▸ Written request: Go through the entries one line at a time, and gather every line that has the word "React".

Extracted data entries
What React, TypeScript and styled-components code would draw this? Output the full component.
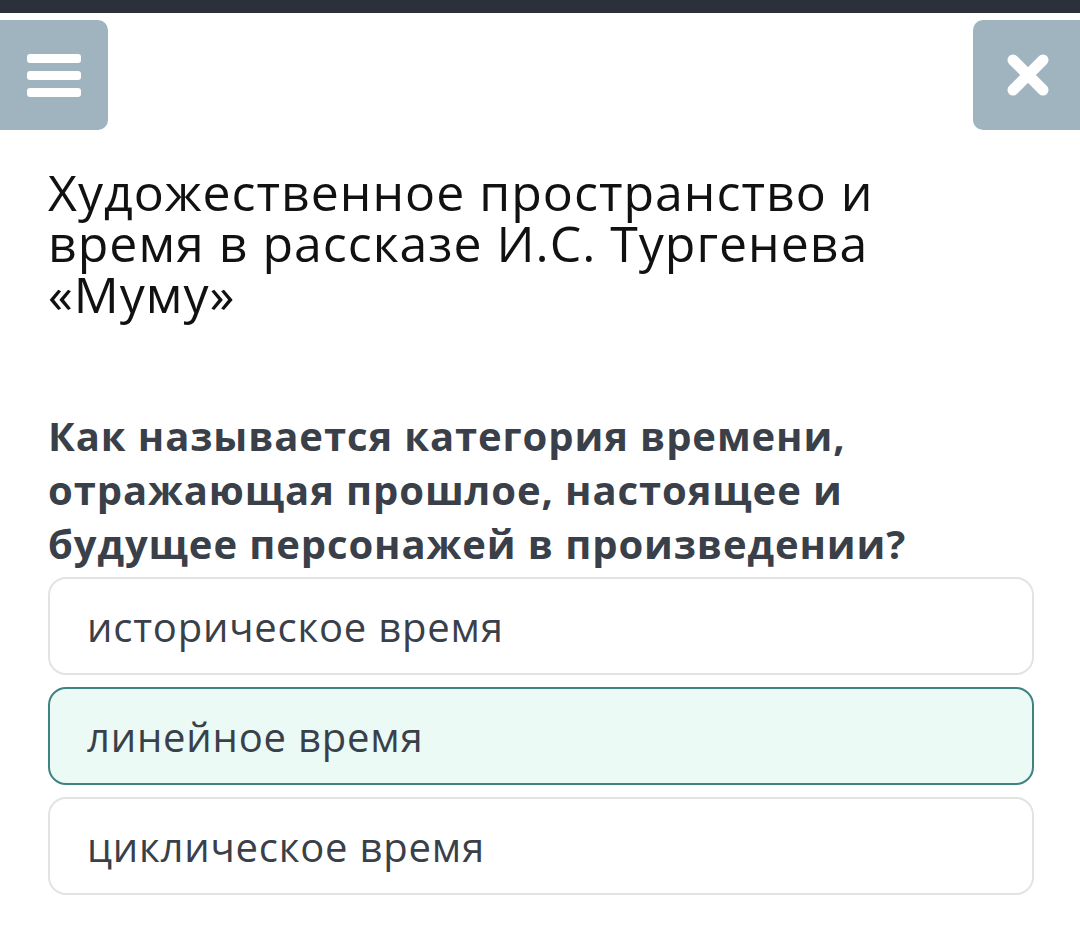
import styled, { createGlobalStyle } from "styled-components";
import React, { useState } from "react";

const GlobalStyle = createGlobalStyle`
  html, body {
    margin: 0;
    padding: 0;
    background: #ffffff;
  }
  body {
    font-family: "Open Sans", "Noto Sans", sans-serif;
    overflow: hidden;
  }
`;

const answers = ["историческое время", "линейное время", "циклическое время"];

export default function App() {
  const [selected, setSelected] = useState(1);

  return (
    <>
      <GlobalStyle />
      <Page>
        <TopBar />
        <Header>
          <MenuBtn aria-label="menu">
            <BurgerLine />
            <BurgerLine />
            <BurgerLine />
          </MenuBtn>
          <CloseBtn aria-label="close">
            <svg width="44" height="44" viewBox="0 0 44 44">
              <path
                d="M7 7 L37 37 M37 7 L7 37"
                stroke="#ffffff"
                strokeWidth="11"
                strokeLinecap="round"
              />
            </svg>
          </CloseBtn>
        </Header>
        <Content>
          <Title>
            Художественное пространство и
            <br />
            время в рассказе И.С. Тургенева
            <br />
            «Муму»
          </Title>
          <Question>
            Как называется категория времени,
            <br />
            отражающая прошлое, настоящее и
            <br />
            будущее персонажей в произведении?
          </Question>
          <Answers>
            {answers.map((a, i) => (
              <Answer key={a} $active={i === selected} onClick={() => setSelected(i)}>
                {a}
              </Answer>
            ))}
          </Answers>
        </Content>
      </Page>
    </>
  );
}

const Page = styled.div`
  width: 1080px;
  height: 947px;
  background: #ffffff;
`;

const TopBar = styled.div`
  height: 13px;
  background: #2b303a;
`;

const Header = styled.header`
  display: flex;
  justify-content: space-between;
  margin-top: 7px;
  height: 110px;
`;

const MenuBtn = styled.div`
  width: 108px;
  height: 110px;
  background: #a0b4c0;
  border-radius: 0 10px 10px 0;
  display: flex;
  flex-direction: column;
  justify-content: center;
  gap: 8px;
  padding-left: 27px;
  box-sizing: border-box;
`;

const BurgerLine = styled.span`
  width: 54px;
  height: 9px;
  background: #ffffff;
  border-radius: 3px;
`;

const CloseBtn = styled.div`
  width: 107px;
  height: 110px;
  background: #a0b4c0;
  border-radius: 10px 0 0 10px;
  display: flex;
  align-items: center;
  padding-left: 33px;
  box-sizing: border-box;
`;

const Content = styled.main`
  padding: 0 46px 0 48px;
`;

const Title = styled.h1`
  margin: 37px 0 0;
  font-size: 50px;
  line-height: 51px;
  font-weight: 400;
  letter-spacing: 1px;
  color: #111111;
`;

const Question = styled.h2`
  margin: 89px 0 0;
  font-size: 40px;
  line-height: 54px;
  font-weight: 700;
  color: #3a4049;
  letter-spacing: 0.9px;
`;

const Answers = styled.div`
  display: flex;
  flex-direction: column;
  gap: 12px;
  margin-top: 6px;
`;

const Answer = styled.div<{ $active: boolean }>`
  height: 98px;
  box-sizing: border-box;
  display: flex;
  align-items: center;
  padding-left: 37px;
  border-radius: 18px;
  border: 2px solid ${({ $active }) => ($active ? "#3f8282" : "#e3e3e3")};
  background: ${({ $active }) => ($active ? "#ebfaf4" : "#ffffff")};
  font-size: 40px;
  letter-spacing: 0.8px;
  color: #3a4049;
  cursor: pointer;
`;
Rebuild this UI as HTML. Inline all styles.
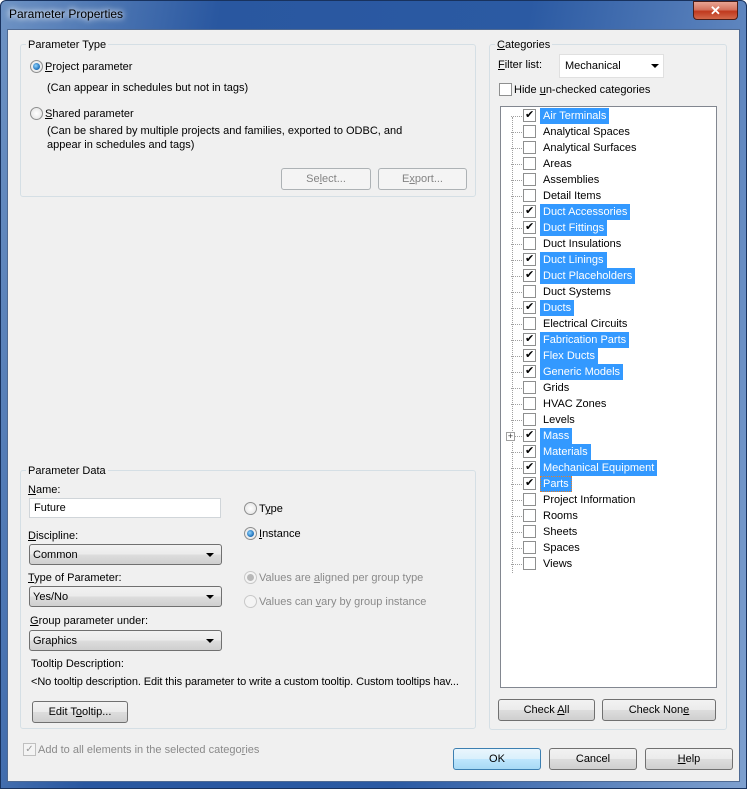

▸ Correct answer:
What React, TypeScript and styled-components code would draw this? Output the full component.
import React, { useState } from "react";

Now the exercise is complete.